Here is some good news for hunters. Last week my wife and I had to make a quick trip back to Wisconsin to attend a funeral. On the way, I planned to stop at my farm near Malta to see how the farm had wintered. But prior to turning off U.S. 2, we experienced three hours of steady rain.
Upon reaching the county road leading to the farm, we saw the rain had converted the county road into a strip of gumbo mud.
For those of you from Eastern Montana or hunters who venture to the east side during hunting season, you well know that gumbo mud makes roads impassable even with four-wheel drive. All four-wheel drive does is get you stuck worse.
Rain in Eastern Montana is almost always in short supply, so rain is usually welcome, but occasionally it comes at a very inconvenient time. Our farm stop was delayed until our return trip to Kalispell. By then, the abundant spring rains had turned the local prairies into lush green habitat.
That, along with an easy winter with minimum snow cover and few subzero days, means a good fawn crop for deer and antelope.
This is the third easy winter in a row, so deer and antelope populations are rebounding nicely from the horrendous winter several years ago when thousands — perhaps tens of thousands — of deer and antelope perished.
Hunters, it looks like a dandy season for deer and antelope hunting this fall. There should be lots of game in prime condition. Professional game managers like to take credit for abundant game, but I think the real manager of game abundance in Montana is old Mother Nature.
On a couple of hikes and drives around my farm and adjacent public land where I hunt, I saw lots of whitetails and mule deer. We also saw more antelope than in the last two years. There were ducks on every pond and sheet water in fields. We also saw lots of sharptail grouse. The sharptail lek on my farm has the normal two dozen sharpies doing their spring mating dance. The prairie was alive with abundant game.
Speaking of fall hunting, hunters are reminded that special deer, elk and antelope license applications are due by June 1. This year, after several easy winters, there are many opportunities to apply for extra elk, deer and antelope tags. Carefully read the 2016 game regulations and apply for those extra tags by June 1.
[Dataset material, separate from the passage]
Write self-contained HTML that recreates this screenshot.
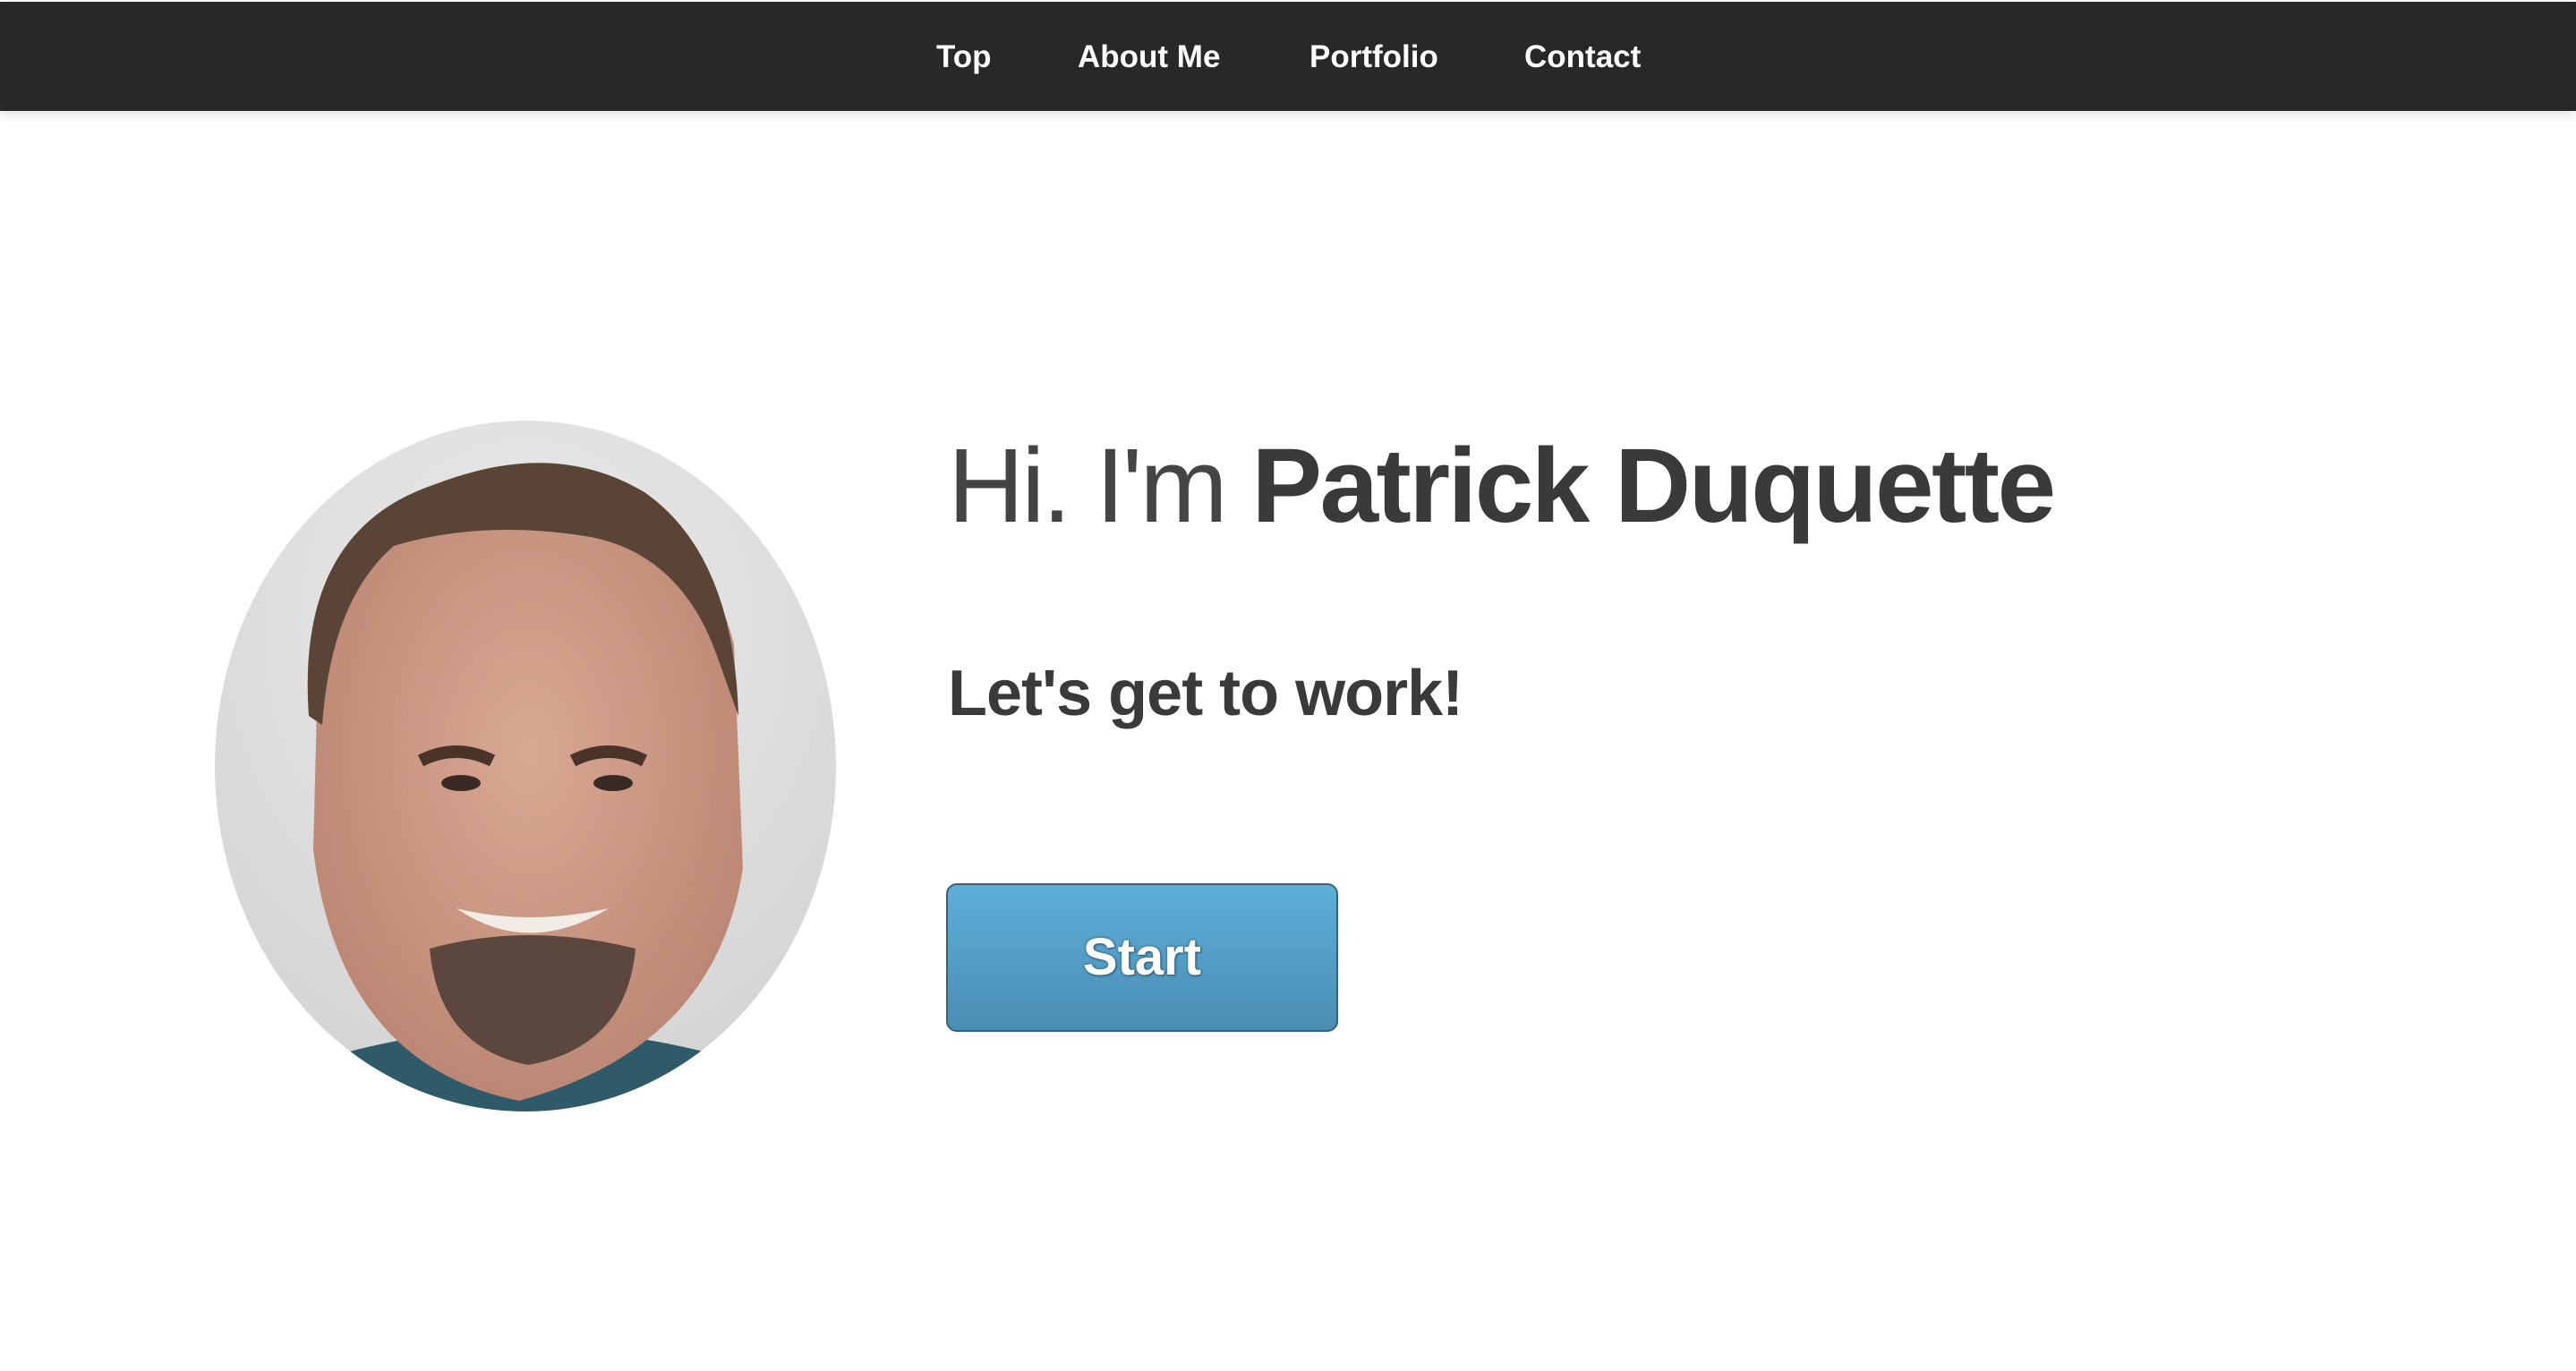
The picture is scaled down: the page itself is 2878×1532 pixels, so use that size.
<!DOCTYPE html>
<html><head><meta charset="utf-8"><style>
html,body{margin:0;padding:0;width:2878px;height:1532px;overflow:hidden;background:#fff;font-family:"Liberation Sans",sans-serif}
.nav{position:absolute;left:0;top:2px;width:2878px;height:122px;background:#282828;box-shadow:0 4px 12px rgba(0,0,0,.12)}
.nav a{position:absolute;top:40px;color:#fff;font-weight:bold;font-size:35px;text-decoration:none;line-height:44px}
h1{position:absolute;left:1059px;top:468px;margin:0;font-size:118px;font-weight:normal;color:#3a3a3a;line-height:150px;white-space:nowrap;letter-spacing:-2.6px}
h1 .l{font-weight:300;color:#444;letter-spacing:-3px}
h2{position:absolute;left:1059px;top:725px;margin:0;font-size:72px;font-weight:bold;color:#3a3a3a;line-height:100px;letter-spacing:-1px}
.btn{position:absolute;left:1057px;top:987px;width:434px;height:162px;border:2px solid #3b5f73;border-radius:12px;background:linear-gradient(#5dafd9,#4a8db4);color:#fff;font-weight:bold;font-size:58px;text-align:center;line-height:162px;text-shadow:0 0 3px #2a5a75,1px 1px 2px #2a5a75}
</style></head><body>
<div class="nav">
<a style="left:1046px">Top</a>
<a style="left:1204px">About Me</a>
<a style="left:1463px">Portfolio</a>
<a style="left:1703px">Contact</a>
</div>
<svg style="position:absolute;left:240px;top:470px" width="694" height="772" viewBox="0 0 694 772">
<defs><clipPath id="c"><ellipse cx="347" cy="386" rx="347" ry="386"/></clipPath>
<radialGradient id="bg" cx="50%" cy="30%" r="70%"><stop offset="0" stop-color="#ececec"/><stop offset="1" stop-color="#d4d4d4"/></radialGradient>
<radialGradient id="sk" cx="50%" cy="45%" r="60%"><stop offset="0" stop-color="#d9a893"/><stop offset="1" stop-color="#b98572"/></radialGradient></defs>
<g clip-path="url(#c)">
<rect width="694" height="772" fill="url(#bg)"/>
<path d="M100 720 Q340 640 600 720 L600 772 L100 772Z" fill="#2f5a6a"/>
<path d="M115 280 Q120 70 340 50 Q530 60 580 250 L590 500 Q560 700 340 760 Q140 720 110 480Z" fill="url(#sk)"/>
<path d="M105 330 Q90 120 250 70 Q380 20 480 80 Q580 150 585 330 L560 260 Q520 150 420 130 Q300 110 200 140 Q130 200 120 340Z" fill="#5a4436"/>
<path d="M230 380 Q270 360 310 380 M400 380 Q440 360 480 380" stroke="#4a342a" stroke-width="14" fill="none"/>
<ellipse cx="275" cy="405" rx="22" ry="9" fill="#3a2a24"/><ellipse cx="445" cy="405" rx="22" ry="9" fill="#3a2a24"/>
<path d="M240 590 Q350 560 470 590 Q460 700 350 720 Q250 700 240 590Z" fill="#5b473d"/>
<path d="M270 545 Q350 600 440 545 Q350 565 270 545Z" fill="#f1ece6"/>
</g>
</svg>
<h1><span class="l">Hi. I'm </span><b>Patrick Duquette</b></h1>
<h2>Let's get to work!</h2>
<div class="btn">Start</div>
</body></html>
Keep in mind the difference between a license and permit. A special license allows the hunter to harvest a second elk, deer or antelope. A special permit generally doesn’t allow the hunter to take an extra animal, but allows the hunter to have the opportunity to take a broader range of animals that can be taken in a hunting district, such as being able to take a cow elk in a hunting district where other hunters can only take a bull elk.
My hunting season is already pretty well laid out. I was lucky enough to draw a coveted either-sex elk tag in Hunting District 700. That is world-class bull elk country south of Fort Peck Reservoir. While there is lots of public land to hunt, much of the public land along the reservoir is blocked by large ranches that lease their land to commercial outfitters and guides. These outfitters allow only their clients to access elk hunting on these private lands as well as the adjacent public land.
With limited public access to public land, hunters have to be innovative.
My plan is to access this great elk hunting using my boat. I plan to launch at one of several public boat launches on Fort Peck Reservoir, then motor 10 to 20 miles up the reservoir to a campsite and high quality elk hunting. This special tag for bull elk is valid during both the archery and rifle seasons. This will be a great fall hunt with a great opportunity for a world class bull elk.
During the current special application season, I will also apply for an additional cow elk tag in this area. Since there is great fishing of Fort Peck Reservoir, I will bring my fishing gear on this hunting trip. Overall, a great fall of hunting is just ahead. Lucky are we who live in Montana.